Dabei liefert Hennigs und Schulz‘s „echte Pionierarbeit“ viel interessantes Hintergrundwissen: Eine Checkliste für Soft Skills sowie eine Auflistung von allen Klatsch-Verlagen inklusive Ausbildungsinformationen für Einsteiger. Eine ausführliche Abhandlung über die Historie des Klatschjournalismus und die Darlegung der Denkmuster, welche einen objektiven Blick auf die Yellow-Press in der Forschung verstellen. Natürlich fehlt auch die juristische Auseinandersetzung mit dem Caroline-Urteil und der Abwägung zwischen dem „Schutz der Privatsphäre“ und dem „Recht auf freie Meinungsäußerung“ nicht. Zudem werden Antworten geliefert, die das Genre Klatsch zwangsläufig als seriöses Genre braucht – beispielsweise eine Definition, was Klatsch überhaupt ist oder eine Vorstellung der Klatsch-spezifischen Darstellungsformen.

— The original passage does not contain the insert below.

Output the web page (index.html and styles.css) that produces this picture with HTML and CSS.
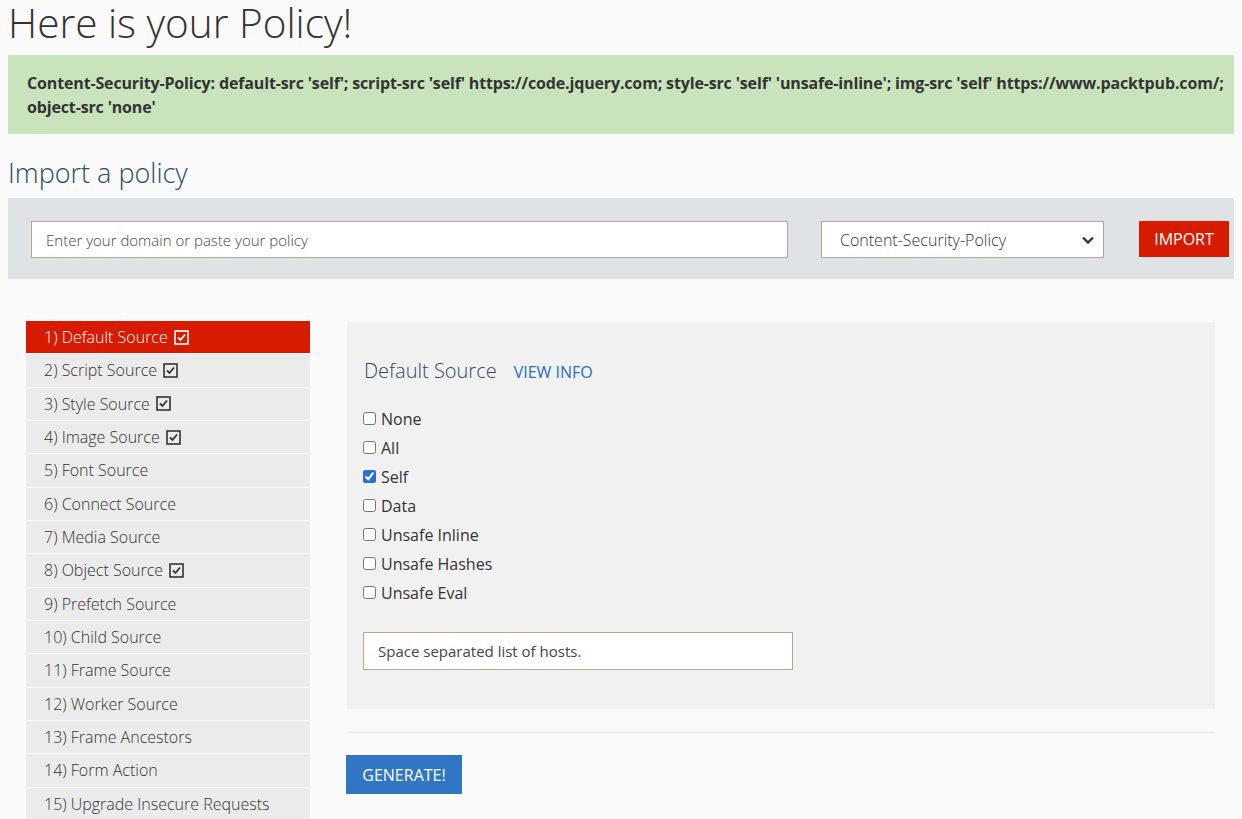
FILE: index.html
```html
<!DOCTYPE html>
<html>
<head>
<meta charset="utf-8">
<link rel="stylesheet" href="styles.css">
</head>
<body>
<h1 class="title">Here is your Policy!</h1>
<div class="policy-box">Content-Security-Policy: default-src 'self'; script-src 'self' https://code.jquery.com; style-src 'self' 'unsafe-inline'; img-src 'self' https://www.packtpub.com/; object-src 'none'</div>
<h2 class="subtitle">Import a policy</h2>
<div class="import-bar">
  <input class="domain-input" type="text" placeholder="Enter your domain or paste your policy">
  <div class="select-box">
    <span class="select-text">Content-Security-Policy</span>
    <svg class="chevron" width="14" height="10" viewBox="0 0 14 10"><path d="M2 2.5 L7 7.5 L12 2.5" fill="none" stroke="#333" stroke-width="2.4"/></svg>
  </div>
  <button class="btn-import">IMPORT</button>
</div>
<div class="main-row">
  <ul class="side-nav">
    <li class="nav-item active">1) Default Source <svg class="chk" width="15" height="15" viewBox="0 0 15 15"><rect x="1" y="1" width="13" height="13" fill="none" stroke="currentColor" stroke-width="1.6"/><path d="M4 7.5 L6.5 10 L11 4.5" fill="none" stroke="currentColor" stroke-width="1.8"/></svg></li>
    <li class="nav-item">2) Script Source <svg class="chk" width="15" height="15" viewBox="0 0 15 15"><rect x="1" y="1" width="13" height="13" fill="none" stroke="currentColor" stroke-width="1.6"/><path d="M4 7.5 L6.5 10 L11 4.5" fill="none" stroke="currentColor" stroke-width="1.8"/></svg></li>
    <li class="nav-item">3) Style Source <svg class="chk" width="15" height="15" viewBox="0 0 15 15"><rect x="1" y="1" width="13" height="13" fill="none" stroke="currentColor" stroke-width="1.6"/><path d="M4 7.5 L6.5 10 L11 4.5" fill="none" stroke="currentColor" stroke-width="1.8"/></svg></li>
    <li class="nav-item">4) Image Source <svg class="chk" width="15" height="15" viewBox="0 0 15 15"><rect x="1" y="1" width="13" height="13" fill="none" stroke="currentColor" stroke-width="1.6"/><path d="M4 7.5 L6.5 10 L11 4.5" fill="none" stroke="currentColor" stroke-width="1.8"/></svg></li>
    <li class="nav-item">5) Font Source</li>
    <li class="nav-item">6) Connect Source</li>
    <li class="nav-item">7) Media Source</li>
    <li class="nav-item">8) Object Source <svg class="chk" width="15" height="15" viewBox="0 0 15 15"><rect x="1" y="1" width="13" height="13" fill="none" stroke="currentColor" stroke-width="1.6"/><path d="M4 7.5 L6.5 10 L11 4.5" fill="none" stroke="currentColor" stroke-width="1.8"/></svg></li>
    <li class="nav-item">9) Prefetch Source</li>
    <li class="nav-item">10) Child Source</li>
    <li class="nav-item">11) Frame Source</li>
    <li class="nav-item">12) Worker Source</li>
    <li class="nav-item">13) Frame Ancestors</li>
    <li class="nav-item">14) Form Action</li>
    <li class="nav-item">15) Upgrade Insecure Requests</li>
  </ul>
  <div class="content-col">
    <div class="panel">
      <div class="panel-head">
        <span class="panel-title">Default Source</span>
        <a class="view-info">VIEW INFO</a>
      </div>
      <label class="opt"><input type="checkbox">None</label>
      <label class="opt"><input type="checkbox">All</label>
      <label class="opt"><input type="checkbox" checked>Self</label>
      <label class="opt"><input type="checkbox">Data</label>
      <label class="opt"><input type="checkbox">Unsafe Inline</label>
      <label class="opt"><input type="checkbox">Unsafe Hashes</label>
      <label class="opt"><input type="checkbox">Unsafe Eval</label>
      <input class="hosts-input" type="text" placeholder="Space separated list of hosts.">
    </div>
    <hr class="divider">
    <button class="btn-generate">GENERATE!</button>
  </div>
</div>
</body>
</html>
```
FILE: styles.css
```css
html, body {
  margin: 0;
  padding: 0;
}
body {
  background: #fafafa;
  padding: 0 8px;
  font-family: "Open Sans", "Liberation Sans", sans-serif;
  color: #333;
}
.title {
  margin: -5px 0 0 0;
  font-size: 40.5px;
  line-height: 56px;
  font-weight: 300;
  color: #333;
}
.policy-box {
  margin-top: 4px;
  background: #c9e3bc;
  padding: 16px 0 15px 19px;
  font-size: 16px;
  line-height: 24px;
  font-weight: 700;
  letter-spacing: -0.15px;
  color: #333;
  width: 1226px;
  box-sizing: border-box;
}
.subtitle {
  margin: 21px 0 7px 0;
  font-size: 27px;
  line-height: 36px;
  font-weight: 300;
  color: #2d4a66;
}
.import-bar {
  display: flex;
  align-items: flex-start;
  background: #dfe3e6;
  padding: 23px 5px 21px 23px;
  width: 1226px;
  box-sizing: border-box;
}
.domain-input {
  width: 757px;
  height: 37px;
  box-sizing: border-box;
  border: 1px solid #bba58f;
  background: #fff;
  padding: 0 14px;
  font-family: "Open Sans", sans-serif;
  font-size: 15px;
  font-weight: 300;
  color: #444;
  outline: none;
}
.domain-input::placeholder, .hosts-input::placeholder {
  color: #444;
}
.select-box {
  margin-left: 33px;
  width: 283px;
  height: 37px;
  box-sizing: border-box;
  border: 1px solid #bba58f;
  background: #fff;
  display: flex;
  align-items: center;
  justify-content: space-between;
  padding: 0 8px 0 18px;
  font-size: 16px;
  font-weight: 300;
  color: #333;
}
.btn-import {
  margin-left: 35px;
  width: 90px;
  height: 36px;
  border: none;
  background: #d61b00;
  color: #fff;
  font-family: "Open Sans", sans-serif;
  font-size: 16px;
  padding: 0;
}
.main-row {
  display: flex;
  align-items: flex-start;
  margin-top: 42px;
  padding-left: 18px;
}
.side-nav {
  list-style: none;
  margin: 0;
  padding: 0;
  width: 284px;
}
.nav-item {
  background: #ebebeb;
  color: #333;
  font-size: 16px;
  font-weight: 300;
  line-height: 24.33px;
  padding: 4px 18px;
  border-bottom: 1px solid #fafafa;
  display: flex;
  align-items: center;
  gap: 6px;
}
.nav-item.active {
  background: #d61b00;
  color: #fff;
}
.chk {
  display: block;
}
.content-col {
  margin-left: 37px;
  width: 868px;
  margin-top: 1px;
}
.panel {
  background: #f1f1f1;
  padding: 35px 16px 39px 16px;
  display: flex;
  flex-direction: column;
  align-items: flex-start;
}
.panel-head {
  display: flex;
  align-items: baseline;
  margin-bottom: 19px;
  margin-left: 1px;
}
.panel-title {
  font-size: 20px;
  line-height: 28px;
  font-weight: 300;
  color: #2d4a66;
}
.view-info {
  margin-left: 17px;
  font-size: 16px;
  color: #2a6ebb;
}
.opt {
  display: flex;
  align-items: center;
  height: 29px;
  font-size: 16px;
  color: #333;
}
.opt input {
  margin: 0 5px 0 0;
  width: 13px;
  height: 13px;
  accent-color: #2d6fd0;
}
.hosts-input {
  margin-top: 25px;
  width: 430px;
  height: 38px;
  box-sizing: border-box;
  border: 1px solid #bba58f;
  background: #fff;
  padding: 0 14px;
  font-family: "Open Sans", sans-serif;
  font-size: 15px;
  color: #444;
  outline: none;
}
.divider {
  margin: 23px 0 0 0;
  border: none;
  border-top: 1px solid #e6e6e6;
  height: 0;
}
.btn-generate {
  margin: 22px 0 0 -1px;
  width: 116px;
  height: 39px;
  border: none;
  background: #3176c2;
  color: #fff;
  font-family: "Open Sans", sans-serif;
  font-size: 16px;
  padding: 0;
}
```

Hennig und Schulz schaffen nicht zuletzt durch das Anführen von Best Practice-Beispielen und dem kritischen Blick auf Klatsch-Billighefte, die Inhalte und Layout kopieren, aber nicht selber recherchieren, sowie die gesamte Bewertung auf die Entwicklungen der Klatsch-Branche einen differenzierten Eindruck der Yellow-Press. Ihr Anliegen „Transparenz“ zu schaffen und etwas Licht in das Schattendasein des Klatschjournalismus zu bringen, ist damit gelungen.

Literatur:

Hennig, Bettina / Schulz, Rike (2014) Klatsch. Basiswissen für die Medienpraxis. Köln: Herbert von Halem Verlag.